===== Data extract =====

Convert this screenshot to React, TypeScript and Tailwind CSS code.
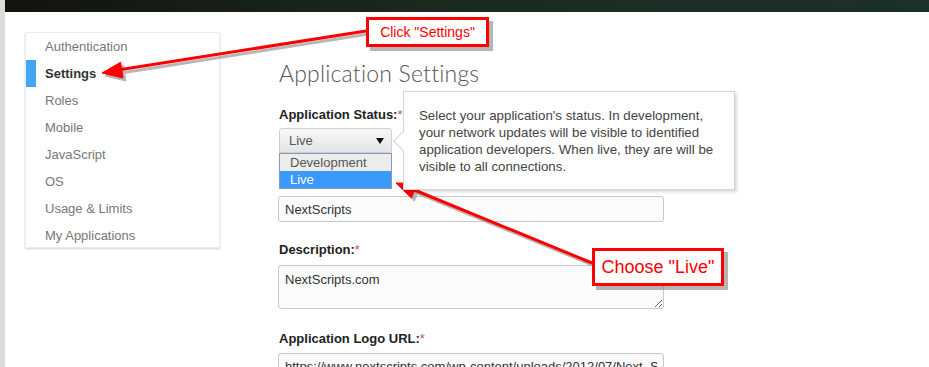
const navItems = [
  "Authentication",
  "Settings",
  "Roles",
  "Mobile",
  "JavaScript",
  "OS",
  "Usage & Limits",
  "My Applications",
];

function Req() {
  return <span className="text-[#d9455f] font-normal">*</span>;
}

function Arrows() {
  return (
    <svg
      className="absolute inset-0 pointer-events-none"
      width="929"
      height="367"
      viewBox="0 0 929 367"
    >
      {/* shadows */}
      <g fill="#9a9a9a" stroke="#9a9a9a" opacity="0.7" transform="translate(3,3)">
        <line x1="366" y1="31" x2="118" y2="70" strokeWidth="3" />
        <polygon points="102,73 120.6,62.2 123,78" />
        <line x1="592" y1="263" x2="412" y2="189" strokeWidth="3" />
        <polygon points="396,183 417.6,183.2 411.4,198" />
      </g>
      <g fill="#ff0000" stroke="#ff0000">
        <line x1="366" y1="31" x2="118" y2="70" strokeWidth="3" />
        <polygon points="102,73 120.6,62.2 123,78" strokeWidth="1" />
        <line x1="592" y1="263" x2="412" y2="189" strokeWidth="3" />
        <polygon points="396,183 417.6,183.2 411.4,198" strokeWidth="1" />
      </g>
    </svg>
  );
}

export default function App() {
  return (
    <div className="relative w-[929px] h-[367px] overflow-hidden bg-white flex font-['Liberation_Sans',Arial,sans-serif]">
      <div className="w-[5px] shrink-0 bg-[#dcdcdc]" />
      <div className="flex-1 flex flex-col">
        <div className="h-[12px] shrink-0 bg-linear-to-r from-[#11140e] via-[#1c2b1f] to-[#1b2f2b]" />
        <div className="flex shrink-0 pl-[20px] pt-[20px]">
          <nav className="w-[195px] h-[216px] shrink-0 bg-white border border-[#ececec] shadow-[0_1px_2px_rgba(0,0,0,0.18)]">
            {navItems.map((item) => {
              const active = item === "Settings";
              return (
                <div key={item} className="flex items-center h-[27px]">
                  <div className={`w-[10px] h-[27px] ${active ? "bg-[#41a6f4]" : ""}`} />
                  <span
                    className={`ml-[9px] text-[13px] ${
                      active ? "font-bold text-[#333]" : "text-[#777]"
                    }`}
                  >
                    {item}
                  </span>
                </div>
              );
            })}
          </nav>

          <main className="ml-[59px] w-[386px] flex flex-col">
            <h1 className="mt-[26px] text-[23px] leading-[30px] font-light text-[#555] font-['Lato',sans-serif] tracking-[0.2px]">
              Application Settings
            </h1>

            <div className="relative mt-[19px]">
              <div className="text-[13px] leading-[16px] font-bold text-[#222]">
                Application Status:<Req />
              </div>
              <div className="mt-[5px] w-[113px] h-[25px] flex items-center justify-between pl-[9px] pr-[7px] border border-[#cfcfcf] rounded-t-[3px] bg-linear-to-b from-[#f8f8f8] to-[#e4e4e4] text-[13px] text-[#555]">
                <span>Live</span>
                <svg width="8" height="6" viewBox="0 0 8 6">
                  <polygon points="0,0 8,0 4,6" fill="#111" />
                </svg>
              </div>

              <div className="absolute left-0 top-[46px] w-[113px] border border-[#7f9db9] bg-white text-[13px] z-10">
                <div className="h-[17px] leading-[17px] pl-[10px] bg-[#ececec] text-[#555]">Development</div>
                <div className="h-[17px] leading-[17px] pl-[10px] bg-[#3b99fc] text-white">Live</div>
              </div>

              <div className="absolute left-[124px] top-[-16px] w-[332px] h-[99px] bg-white border border-[#d4d4d4] shadow-[2px_2px_3px_rgba(0,0,0,0.15)] pl-[15px] pt-[15px] text-[13.3px] leading-[17px] text-[#444] z-10">
                <div className="absolute left-[-8px] top-[42px] w-[14px] h-[14px] bg-white border-l border-b border-[#d4d4d4] rotate-45" />
                <p className="relative">
                  Select your application's status. In development,
                  <br />
                  your network updates will be visible to identified
                  <br />
                  application developers. When live, they are will be
                  <br />
                  visible to all connections.
                </p>
              </div>
            </div>

            <input
              readOnly
              value="NextScripts"
              className="mt-[43px] ml-[-1px] w-[386px] h-[26px] shrink-0 px-[6px] border border-[#c8c8c8] rounded-[3px] bg-[#fbfbfb] text-[13px] text-[#333] outline-none"
            />

            <div className="mt-[20px] text-[13px] leading-[16px] font-bold text-[#222]">
              Description:<Req />
            </div>
            <textarea
              readOnly
              defaultValue="NextScripts.com"
              className="mt-[7px] ml-[-1px] w-[386px] h-[44px] shrink-0 px-[6px] pt-[6px] border border-[#c8c8c8] rounded-[3px] bg-[#fbfbfb] text-[13px] leading-[16px] text-[#333] outline-none resize-y"
            />

            <div className="mt-[22px] text-[13px] leading-[16px] font-bold text-[#222]">
              Application Logo URL:<Req />
            </div>
            <input
              readOnly
              value="https://www.nextscripts.com/wp-content/uploads/2012/07/Next_S"
              className="mt-[6px] ml-[-1px] w-[386px] h-[26px] shrink-0 px-[6px] border border-[#c8c8c8] rounded-[3px] bg-[#fbfbfb] text-[13px] text-[#333] outline-none"
            />
          </main>
        </div>
      </div>

      <Arrows />

      <div className="absolute left-[366px] top-[17px] w-[123px] h-[30px] flex items-center justify-center bg-white border-[3px] border-[#ff0000] shadow-[4px_4px_0_rgba(120,120,120,0.55)] text-[14px] text-[#ff0000]">
        Click "Settings"
      </div>
      <div className="absolute left-[592px] top-[248px] w-[132px] h-[38px] flex items-center justify-center bg-white border-[3px] border-[#ff0000] shadow-[4px_4px_0_rgba(120,120,120,0.55)] text-[18px] text-[#ff0000]">
        Choose "Live"
      </div>
    </div>
  );
}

=====

Your task =>
Reproduce the data word for word, excluding its pictures.

Written solution =>
Convert this screenshot to React, TypeScript and Tailwind CSS code.
const navItems = [
  "Authentication",
  "Settings",
  "Roles",
  "Mobile",
  "JavaScript",
  "OS",
  "Usage & Limits",
  "My Applications",
];

function Req() {
  return <span className="text-[#d9455f] font-normal">*</span>;
}

function Arrows() {
  return (
    <svg
      className="absolute inset-0 pointer-events-none"
      width="929"
      height="367"
      viewBox="0 0 929 367"
    >
      {/* shadows */}
      <g fill="#9a9a9a" stroke="#9a9a9a" opacity="0.7" transform="translate(3,3)">
        <line x1="366" y1="31" x2="118" y2="70" strokeWidth="3" />
        <polygon points="102,73 120.6,62.2 123,78" />
        <line x1="592" y1="263" x2="412" y2="189" strokeWidth="3" />
        <polygon points="396,183 417.6,183.2 411.4,198" />
      </g>
      <g fill="#ff0000" stroke="#ff0000">
        <line x1="366" y1="31" x2="118" y2="70" strokeWidth="3" />
        <polygon points="102,73 120.6,62.2 123,78" strokeWidth="1" />
        <line x1="592" y1="263" x2="412" y2="189" strokeWidth="3" />
        <polygon points="396,183 417.6,183.2 411.4,198" strokeWidth="1" />
      </g>
    </svg>
  );
}

export default function App() {
  return (
    <div className="relative w-[929px] h-[367px] overflow-hidden bg-white flex font-['Liberation_Sans',Arial,sans-serif]">
      <div className="w-[5px] shrink-0 bg-[#dcdcdc]" />
      <div className="flex-1 flex flex-col">
        <div className="h-[12px] shrink-0 bg-linear-to-r from-[#11140e] via-[#1c2b1f] to-[#1b2f2b]" />
        <div className="flex shrink-0 pl-[20px] pt-[20px]">
          <nav className="w-[195px] h-[216px] shrink-0 bg-white border border-[#ececec] shadow-[0_1px_2px_rgba(0,0,0,0.18)]">
            {navItems.map((item) => {
              const active = item === "Settings";
              return (
                <div key={item} className="flex items-center h-[27px]">
                  <div className={`w-[10px] h-[27px] ${active ? "bg-[#41a6f4]" : ""}`} />
                  <span
                    className={`ml-[9px] text-[13px] ${
                      active ? "font-bold text-[#333]" : "text-[#777]"
                    }`}
                  >
                    {item}
                  </span>
                </div>
              );
            })}
          </nav>

          <main className="ml-[59px] w-[386px] flex flex-col">
            <h1 className="mt-[26px] text-[23px] leading-[30px] font-light text-[#555] font-['Lato',sans-serif] tracking-[0.2px]">
              Application Settings
            </h1>

            <div className="relative mt-[19px]">
              <div className="text-[13px] leading-[16px] font-bold text-[#222]">
                Application Status:<Req />
              </div>
              <div className="mt-[5px] w-[113px] h-[25px] flex items-center justify-between pl-[9px] pr-[7px] border border-[#cfcfcf] rounded-t-[3px] bg-linear-to-b from-[#f8f8f8] to-[#e4e4e4] text-[13px] text-[#555]">
                <span>Live</span>
                <svg width="8" height="6" viewBox="0 0 8 6">
                  <polygon points="0,0 8,0 4,6" fill="#111" />
                </svg>
              </div>

              <div className="absolute left-0 top-[46px] w-[113px] border border-[#7f9db9] bg-white text-[13px] z-10">
                <div className="h-[17px] leading-[17px] pl-[10px] bg-[#ececec] text-[#555]">Development</div>
                <div className="h-[17px] leading-[17px] pl-[10px] bg-[#3b99fc] text-white">Live</div>
              </div>

              <div className="absolute left-[124px] top-[-16px] w-[332px] h-[99px] bg-white border border-[#d4d4d4] shadow-[2px_2px_3px_rgba(0,0,0,0.15)] pl-[15px] pt-[15px] text-[13.3px] leading-[17px] text-[#444] z-10">
                <div className="absolute left-[-8px] top-[42px] w-[14px] h-[14px] bg-white border-l border-b border-[#d4d4d4] rotate-45" />
                <p className="relative">
                  Select your application's status. In development,
                  <br />
                  your network updates will be visible to identified
                  <br />
                  application developers. When live, they are will be
                  <br />
                  visible to all connections.
                </p>
              </div>
            </div>

            <input
              readOnly
              value="NextScripts"
              className="mt-[43px] ml-[-1px] w-[386px] h-[26px] shrink-0 px-[6px] border border-[#c8c8c8] rounded-[3px] bg-[#fbfbfb] text-[13px] text-[#333] outline-none"
            />

            <div className="mt-[20px] text-[13px] leading-[16px] font-bold text-[#222]">
              Description:<Req />
            </div>
            <textarea
              readOnly
              defaultValue="NextScripts.com"
              className="mt-[7px] ml-[-1px] w-[386px] h-[44px] shrink-0 px-[6px] pt-[6px] border border-[#c8c8c8] rounded-[3px] bg-[#fbfbfb] text-[13px] leading-[16px] text-[#333] outline-none resize-y"
            />

            <div className="mt-[22px] text-[13px] leading-[16px] font-bold text-[#222]">
              Application Logo URL:<Req />
            </div>
            <input
              readOnly
              value="https://www.nextscripts.com/wp-content/uploads/2012/07/Next_S"
              className="mt-[6px] ml-[-1px] w-[386px] h-[26px] shrink-0 px-[6px] border border-[#c8c8c8] rounded-[3px] bg-[#fbfbfb] text-[13px] text-[#333] outline-none"
            />
          </main>
        </div>
      </div>

      <Arrows />

      <div className="absolute left-[366px] top-[17px] w-[123px] h-[30px] flex items-center justify-center bg-white border-[3px] border-[#ff0000] shadow-[4px_4px_0_rgba(120,120,120,0.55)] text-[14px] text-[#ff0000]">
        Click "Settings"
      </div>
      <div className="absolute left-[592px] top-[248px] w-[132px] h-[38px] flex items-center justify-center bg-white border-[3px] border-[#ff0000] shadow-[4px_4px_0_rgba(120,120,120,0.55)] text-[18px] text-[#ff0000]">
        Choose "Live"
      </div>
    </div>
  );
}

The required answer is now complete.